At some point, I began ending days differently. Not with grand accomplishments, but with something small and concrete that I could see. A completed note. A cleared space. A single paragraph written. Something that existed because I had acted.
This wasn’t about productivity. It was about memory. The mind is selective about what it holds onto. Ending the day with evidence of follow-through subtly changes how you approach the next one.
Momentum is partly narrative. The story you tell yourself about how you operate. Small wins, visible and real, quietly revise that story. Not through affirmation, but through proof.
Sociologists talk about identity-based habits, the idea that behavior follows self-concept. I think it works in reverse too. Repeated actions, even modest ones, shape identity over time.
Ending the day with something finished doesn’t erase procrastination. But it weakens its argument. And sometimes that’s enough.
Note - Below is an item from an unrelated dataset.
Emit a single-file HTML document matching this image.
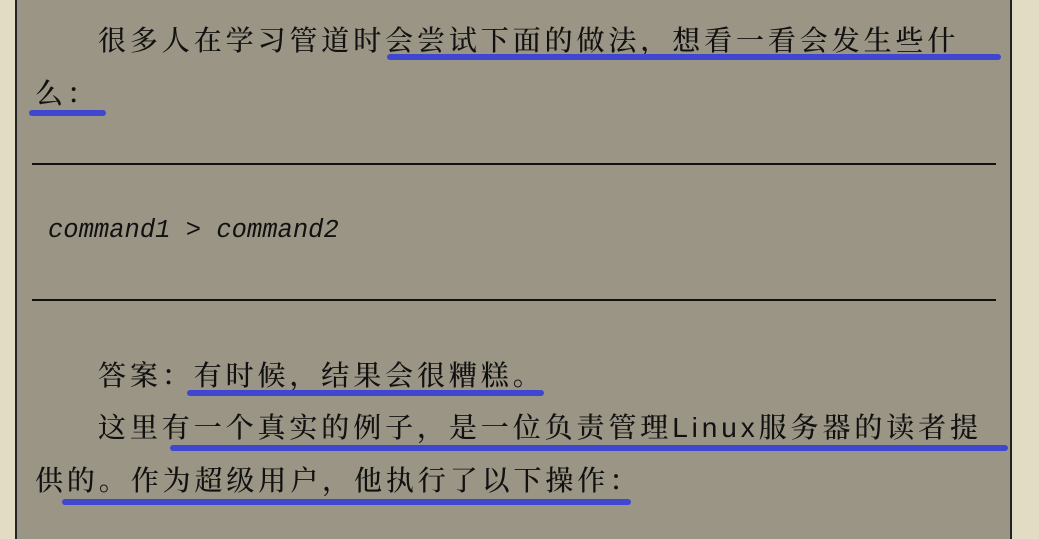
<!DOCTYPE html>
<html><head><meta charset="utf-8"><style>
body{margin:0;width:1039px;height:539px;overflow:hidden;background:#e2dcc4;position:relative}
.pg{position:absolute;left:15px;top:0;width:997px;height:539px;background:#9b9585;border-left:2px solid #222;border-right:2px solid #222;box-sizing:border-box}
.t{position:absolute;white-space:nowrap;font-family:"Liberation Sans","Noto Serif CJK SC",serif;font-size:28px;letter-spacing:3.9px;color:#111;line-height:1;font-weight:500}
.hr{position:absolute;left:32px;width:964px;height:2px;background:#111}
.u{position:absolute;height:6px;border-radius:3px;background:#4047cf}
.c{position:absolute;left:48px;top:216px;font-family:"Liberation Mono",monospace;font-style:italic;font-size:25.5px;color:#111}
</style></head><body>
<div class="pg"></div>
<div class="t" style="left:98px;top:27px">很多人在学习管道时会尝试下面的做法，想看一看会发生些什</div>
<div class="t" style="left:35px;top:80px">么：</div>
<div class="hr" style="top:163px"></div>
<div class="c">command1 &gt; command2</div>
<div class="hr" style="top:299px"></div>
<div class="t" style="left:98px;top:362px">答案：有时候，结果会很糟糕。</div>
<div class="t" style="left:98px;top:414px">这里有一个真实的例子，是一位负责管理Linux服务器的读者提</div>
<div class="t" style="left:35px;top:467px">供的。作为超级用户，他执行了以下操作：</div>
<div class="u" style="left:387px;top:54px;width:614px"></div>
<div class="u" style="left:29px;top:110px;width:77px"></div>
<div class="u" style="left:187px;top:390px;width:357px"></div>
<div class="u" style="left:170px;top:445px;width:838px"></div>
<div class="u" style="left:62px;top:499px;width:569px"></div>
</body></html>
A few quiet truths that tend to surface
- Procrastination often protects you from something you haven’t named yet
- Momentum grows more reliably from safety than from pressure
- Starting is easier when the task stops standing in for your worth
- Environment shapes behavior more than intention does
- Small actions count more than dramatic efforts
Closing thoughts
Over the years, I’ve stopped seeing procrastination as an enemy to defeat. It’s more like a signal. A pause asking for attention, not force.
Most of the momentum I’ve regained in my life didn’t come from trying harder. It came from noticing more. The hidden weights. The unnecessary expectations. The quiet ways I made things harder than they needed to be.
There’s a line often attributed to Leonardo da Vinci about simplicity being the ultimate sophistication. I don’t know if he said it exactly like that. But the sentiment holds.
When movement returns, it rarely announces itself. It just begins. And you notice, a little later, that you’re no longer stuck where you were.